Killing OS X Applications, the easy way. - Gavablog

Killing OS X Applications, the easy way.

Let’s face it: applications aren’t perfect. And OS X is by no means the greatest operating system ever written. When applications freeze, they can be killed. But sometimes they freeze hard enough that even right clicking on the dock icon and selecting “Force Quit” sometimes doesn’t cut it. While playing around with terminal commands the other day, I found a neat little way to kill applications from the terminal.

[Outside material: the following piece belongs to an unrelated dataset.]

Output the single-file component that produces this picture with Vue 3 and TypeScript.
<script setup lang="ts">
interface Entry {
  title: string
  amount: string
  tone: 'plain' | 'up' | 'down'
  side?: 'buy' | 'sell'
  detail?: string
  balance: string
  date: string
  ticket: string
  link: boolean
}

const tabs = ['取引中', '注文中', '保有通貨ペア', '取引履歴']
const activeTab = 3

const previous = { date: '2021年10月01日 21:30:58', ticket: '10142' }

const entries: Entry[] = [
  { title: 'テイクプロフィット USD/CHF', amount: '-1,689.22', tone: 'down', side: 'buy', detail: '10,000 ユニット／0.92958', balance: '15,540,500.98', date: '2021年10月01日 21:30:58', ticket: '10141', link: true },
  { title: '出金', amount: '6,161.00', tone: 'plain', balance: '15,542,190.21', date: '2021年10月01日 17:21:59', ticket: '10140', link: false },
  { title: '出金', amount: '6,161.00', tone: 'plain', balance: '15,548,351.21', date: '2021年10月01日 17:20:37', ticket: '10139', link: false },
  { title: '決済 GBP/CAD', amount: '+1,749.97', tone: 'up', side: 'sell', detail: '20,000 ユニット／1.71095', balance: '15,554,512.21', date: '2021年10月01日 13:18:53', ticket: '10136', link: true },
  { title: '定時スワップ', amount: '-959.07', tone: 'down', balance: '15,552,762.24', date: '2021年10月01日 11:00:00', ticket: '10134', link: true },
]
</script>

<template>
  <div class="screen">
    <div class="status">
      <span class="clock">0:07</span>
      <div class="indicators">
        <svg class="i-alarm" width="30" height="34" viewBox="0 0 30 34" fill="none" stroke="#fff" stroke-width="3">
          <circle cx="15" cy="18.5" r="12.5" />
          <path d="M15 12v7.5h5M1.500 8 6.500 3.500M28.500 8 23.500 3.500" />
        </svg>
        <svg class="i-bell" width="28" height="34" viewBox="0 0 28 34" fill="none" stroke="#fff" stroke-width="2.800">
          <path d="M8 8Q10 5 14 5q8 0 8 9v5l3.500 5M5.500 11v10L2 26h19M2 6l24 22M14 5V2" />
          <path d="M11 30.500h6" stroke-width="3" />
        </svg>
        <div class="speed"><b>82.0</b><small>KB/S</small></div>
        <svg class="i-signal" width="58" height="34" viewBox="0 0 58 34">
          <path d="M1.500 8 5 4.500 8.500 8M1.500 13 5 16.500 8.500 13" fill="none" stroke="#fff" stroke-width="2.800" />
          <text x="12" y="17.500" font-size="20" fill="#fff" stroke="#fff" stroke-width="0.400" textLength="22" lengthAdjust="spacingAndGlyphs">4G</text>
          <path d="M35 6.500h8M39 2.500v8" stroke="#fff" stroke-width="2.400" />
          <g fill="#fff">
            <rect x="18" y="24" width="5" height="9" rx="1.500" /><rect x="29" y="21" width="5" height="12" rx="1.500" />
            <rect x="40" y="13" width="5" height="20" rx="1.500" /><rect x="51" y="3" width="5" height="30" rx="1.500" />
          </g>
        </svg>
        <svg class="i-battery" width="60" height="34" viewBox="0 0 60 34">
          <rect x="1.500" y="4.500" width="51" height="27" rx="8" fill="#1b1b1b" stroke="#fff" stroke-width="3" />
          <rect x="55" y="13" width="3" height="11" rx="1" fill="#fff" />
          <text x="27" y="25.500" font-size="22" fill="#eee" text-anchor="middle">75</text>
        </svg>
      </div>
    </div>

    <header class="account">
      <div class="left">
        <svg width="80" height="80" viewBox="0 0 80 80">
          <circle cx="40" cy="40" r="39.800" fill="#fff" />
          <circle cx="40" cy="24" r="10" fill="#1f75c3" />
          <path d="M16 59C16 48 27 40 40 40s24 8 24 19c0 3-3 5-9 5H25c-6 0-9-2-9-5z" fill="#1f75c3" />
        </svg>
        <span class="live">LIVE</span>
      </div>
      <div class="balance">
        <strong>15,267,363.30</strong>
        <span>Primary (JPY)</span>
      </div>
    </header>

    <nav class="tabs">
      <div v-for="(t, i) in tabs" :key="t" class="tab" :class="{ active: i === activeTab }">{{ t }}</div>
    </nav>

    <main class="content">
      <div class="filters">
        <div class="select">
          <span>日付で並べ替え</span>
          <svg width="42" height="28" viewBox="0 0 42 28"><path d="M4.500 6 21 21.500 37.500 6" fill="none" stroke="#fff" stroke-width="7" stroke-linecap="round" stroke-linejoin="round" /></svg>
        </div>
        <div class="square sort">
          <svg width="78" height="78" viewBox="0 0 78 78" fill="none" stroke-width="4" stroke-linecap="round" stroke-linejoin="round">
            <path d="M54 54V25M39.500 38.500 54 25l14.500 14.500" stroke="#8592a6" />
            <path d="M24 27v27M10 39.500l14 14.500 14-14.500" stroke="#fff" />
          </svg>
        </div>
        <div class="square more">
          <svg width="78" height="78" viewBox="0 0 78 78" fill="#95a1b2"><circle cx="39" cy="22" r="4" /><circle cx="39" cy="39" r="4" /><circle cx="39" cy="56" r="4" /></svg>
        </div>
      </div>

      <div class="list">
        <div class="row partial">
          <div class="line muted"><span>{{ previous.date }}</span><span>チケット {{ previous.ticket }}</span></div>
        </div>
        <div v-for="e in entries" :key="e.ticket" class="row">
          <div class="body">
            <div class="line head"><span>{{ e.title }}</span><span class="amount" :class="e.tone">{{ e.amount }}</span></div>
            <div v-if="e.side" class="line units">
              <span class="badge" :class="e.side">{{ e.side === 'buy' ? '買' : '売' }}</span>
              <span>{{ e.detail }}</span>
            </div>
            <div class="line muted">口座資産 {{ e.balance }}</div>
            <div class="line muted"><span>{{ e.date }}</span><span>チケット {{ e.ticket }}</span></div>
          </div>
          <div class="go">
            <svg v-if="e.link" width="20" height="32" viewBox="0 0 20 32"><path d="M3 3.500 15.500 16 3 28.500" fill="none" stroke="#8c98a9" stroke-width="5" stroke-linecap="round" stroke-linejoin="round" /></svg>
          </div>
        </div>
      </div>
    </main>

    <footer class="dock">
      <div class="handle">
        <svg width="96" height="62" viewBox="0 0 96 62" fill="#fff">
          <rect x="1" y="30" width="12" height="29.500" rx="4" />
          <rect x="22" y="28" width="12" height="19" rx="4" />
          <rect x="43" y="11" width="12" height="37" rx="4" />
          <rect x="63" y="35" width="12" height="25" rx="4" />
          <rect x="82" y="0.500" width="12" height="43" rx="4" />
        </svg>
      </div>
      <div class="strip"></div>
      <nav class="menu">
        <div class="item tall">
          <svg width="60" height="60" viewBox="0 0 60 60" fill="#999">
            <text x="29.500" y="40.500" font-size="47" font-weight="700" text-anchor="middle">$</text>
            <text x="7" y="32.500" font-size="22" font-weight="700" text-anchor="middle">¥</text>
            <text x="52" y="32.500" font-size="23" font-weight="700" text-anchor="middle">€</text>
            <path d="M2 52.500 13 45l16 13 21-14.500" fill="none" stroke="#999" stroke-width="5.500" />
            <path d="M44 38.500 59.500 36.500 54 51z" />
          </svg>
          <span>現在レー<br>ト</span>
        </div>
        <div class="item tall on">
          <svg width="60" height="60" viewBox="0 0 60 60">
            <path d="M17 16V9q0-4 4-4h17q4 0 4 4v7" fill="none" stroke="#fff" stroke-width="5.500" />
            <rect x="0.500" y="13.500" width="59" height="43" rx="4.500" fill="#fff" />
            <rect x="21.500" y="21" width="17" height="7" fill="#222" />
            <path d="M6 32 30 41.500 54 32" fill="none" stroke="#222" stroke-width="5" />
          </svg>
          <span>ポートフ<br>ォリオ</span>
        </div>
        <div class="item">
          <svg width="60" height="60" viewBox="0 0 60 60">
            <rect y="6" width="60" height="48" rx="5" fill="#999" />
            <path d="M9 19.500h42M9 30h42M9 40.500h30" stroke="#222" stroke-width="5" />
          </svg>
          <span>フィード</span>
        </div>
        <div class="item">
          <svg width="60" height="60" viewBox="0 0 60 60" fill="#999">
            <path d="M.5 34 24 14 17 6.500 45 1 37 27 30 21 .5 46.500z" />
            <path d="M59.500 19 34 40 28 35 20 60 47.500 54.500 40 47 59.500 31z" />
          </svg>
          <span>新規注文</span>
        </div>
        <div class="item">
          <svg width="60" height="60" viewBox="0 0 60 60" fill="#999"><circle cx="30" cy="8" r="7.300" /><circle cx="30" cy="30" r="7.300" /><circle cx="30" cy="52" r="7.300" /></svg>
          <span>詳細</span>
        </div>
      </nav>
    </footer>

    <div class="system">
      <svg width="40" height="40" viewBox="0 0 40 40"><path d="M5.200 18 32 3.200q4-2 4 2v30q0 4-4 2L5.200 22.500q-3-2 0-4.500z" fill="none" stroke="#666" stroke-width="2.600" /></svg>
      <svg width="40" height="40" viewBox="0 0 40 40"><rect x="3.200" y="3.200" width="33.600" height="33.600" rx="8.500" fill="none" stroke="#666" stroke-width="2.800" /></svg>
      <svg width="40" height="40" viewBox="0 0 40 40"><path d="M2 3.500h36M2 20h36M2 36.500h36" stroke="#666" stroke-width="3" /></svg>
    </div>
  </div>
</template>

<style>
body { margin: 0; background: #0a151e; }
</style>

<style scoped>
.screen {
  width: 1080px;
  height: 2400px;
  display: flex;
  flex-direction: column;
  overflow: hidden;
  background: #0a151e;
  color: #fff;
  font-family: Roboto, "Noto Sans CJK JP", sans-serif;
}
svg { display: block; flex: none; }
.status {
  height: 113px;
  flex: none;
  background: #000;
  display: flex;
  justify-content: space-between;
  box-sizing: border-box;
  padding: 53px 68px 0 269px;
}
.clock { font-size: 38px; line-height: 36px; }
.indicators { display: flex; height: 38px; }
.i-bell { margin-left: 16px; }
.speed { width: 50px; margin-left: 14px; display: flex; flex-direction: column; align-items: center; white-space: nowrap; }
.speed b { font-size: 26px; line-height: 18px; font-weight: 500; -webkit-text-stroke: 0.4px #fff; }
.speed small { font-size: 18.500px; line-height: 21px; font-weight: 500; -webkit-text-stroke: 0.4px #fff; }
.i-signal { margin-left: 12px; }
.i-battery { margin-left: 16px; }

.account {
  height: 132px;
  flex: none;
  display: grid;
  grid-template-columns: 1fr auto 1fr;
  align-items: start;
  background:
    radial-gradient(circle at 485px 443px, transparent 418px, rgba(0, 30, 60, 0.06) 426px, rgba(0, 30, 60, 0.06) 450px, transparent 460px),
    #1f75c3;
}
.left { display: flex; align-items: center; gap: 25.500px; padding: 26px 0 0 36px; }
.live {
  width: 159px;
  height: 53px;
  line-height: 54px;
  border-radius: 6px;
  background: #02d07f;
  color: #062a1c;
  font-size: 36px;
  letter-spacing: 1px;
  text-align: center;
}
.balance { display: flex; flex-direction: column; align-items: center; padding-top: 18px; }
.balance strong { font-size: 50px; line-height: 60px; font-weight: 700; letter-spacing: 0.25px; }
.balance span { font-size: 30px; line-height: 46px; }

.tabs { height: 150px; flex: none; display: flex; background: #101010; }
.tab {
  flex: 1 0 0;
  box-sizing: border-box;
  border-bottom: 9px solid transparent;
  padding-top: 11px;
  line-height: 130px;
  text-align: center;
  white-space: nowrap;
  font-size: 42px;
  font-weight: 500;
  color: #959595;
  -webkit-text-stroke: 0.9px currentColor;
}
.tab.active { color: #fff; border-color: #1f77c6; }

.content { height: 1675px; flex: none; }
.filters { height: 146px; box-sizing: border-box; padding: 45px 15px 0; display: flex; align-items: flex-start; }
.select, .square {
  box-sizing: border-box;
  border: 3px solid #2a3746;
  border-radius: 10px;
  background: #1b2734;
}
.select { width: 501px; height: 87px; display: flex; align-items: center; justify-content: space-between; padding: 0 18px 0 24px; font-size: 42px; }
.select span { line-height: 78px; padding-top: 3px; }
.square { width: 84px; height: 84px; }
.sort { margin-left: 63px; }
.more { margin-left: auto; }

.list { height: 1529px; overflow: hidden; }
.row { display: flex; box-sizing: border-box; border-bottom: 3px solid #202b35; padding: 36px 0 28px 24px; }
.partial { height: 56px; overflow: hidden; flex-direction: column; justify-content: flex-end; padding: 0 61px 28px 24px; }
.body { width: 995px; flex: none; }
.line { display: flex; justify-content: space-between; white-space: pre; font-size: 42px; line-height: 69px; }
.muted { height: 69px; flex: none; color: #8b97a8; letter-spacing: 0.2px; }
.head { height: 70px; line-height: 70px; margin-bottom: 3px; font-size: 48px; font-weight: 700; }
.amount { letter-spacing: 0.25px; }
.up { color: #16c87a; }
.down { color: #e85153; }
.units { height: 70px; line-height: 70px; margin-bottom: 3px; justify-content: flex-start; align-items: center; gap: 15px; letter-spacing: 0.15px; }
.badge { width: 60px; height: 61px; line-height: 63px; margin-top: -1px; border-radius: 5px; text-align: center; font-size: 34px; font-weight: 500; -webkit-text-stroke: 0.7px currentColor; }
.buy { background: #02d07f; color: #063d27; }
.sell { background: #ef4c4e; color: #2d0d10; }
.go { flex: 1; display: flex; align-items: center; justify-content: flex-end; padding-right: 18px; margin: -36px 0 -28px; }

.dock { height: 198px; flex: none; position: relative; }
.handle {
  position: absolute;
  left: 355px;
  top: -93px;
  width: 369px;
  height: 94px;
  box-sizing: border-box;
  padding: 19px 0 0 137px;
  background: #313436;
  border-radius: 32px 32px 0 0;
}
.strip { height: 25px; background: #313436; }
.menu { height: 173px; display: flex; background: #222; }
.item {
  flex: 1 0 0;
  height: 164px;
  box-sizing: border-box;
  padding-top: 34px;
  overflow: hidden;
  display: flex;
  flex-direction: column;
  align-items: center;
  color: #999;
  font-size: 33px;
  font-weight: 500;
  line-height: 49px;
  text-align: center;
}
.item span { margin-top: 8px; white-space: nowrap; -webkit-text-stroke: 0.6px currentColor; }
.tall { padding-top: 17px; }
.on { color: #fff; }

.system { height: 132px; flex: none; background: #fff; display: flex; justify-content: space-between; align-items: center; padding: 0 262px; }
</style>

OS X applications are hidden from the user. Entering ‘ps’ on a terminal doesn’t produce the output you’d expect from a Linux/Unix machine. Thus, they’re a bit trickier to kill. Here, I’ve used ‘kill -STOP [pid]‘ to freeze up Mail.app for demonstration.

ooooh noessss

ooooh noessss

Unfortunately, OS X doesn’t capture the cursor, thus you can’t really tell it’s frozen. But trust me, it’s completely unresponsive.

So, how to fix it? First, you pull up a terminal.

See? Term!

See? Term!

Then you enter some stuff into the terminal.

ps -A | grep Mail

ps -A | grep 'Mail'

The -A argument to ps will prompt ps to output information on processes that you don’t control (root, system) and processes without terminals. The | will push the results to grep, which receives the argument ‘Mail’, prompting grep to search through the list of processes produced by ps for processes with the word ‘Mail’ associated with them. The command will produce this output:

Yay results!

Yay results!

The number farthest left is what you’re looking for. In this case it’s “51845″. A second terminal command, kill, will be able to stop this resource hog!

kill it with kill -9!

kill it with kill -9!

‘kill -9′ is a sort of force kill. Give it a process id (pid) and it’ll zap it from the face of the earth. Remember the number from the previous picture? Well, we’ll be needing it here. Enter ‘kill -9 (number without parentheses)’. Tada! No more unreasonable process. Enter ‘ps -A | grep ‘Mail’ again, to find just the single entry! Yayyyy.

Terminal commands are neat little insights into how Unix based operating systems behave the way they do. Replacing any instance of ‘Mail’ with ‘Name of not behaving application’ will also work. Good luck!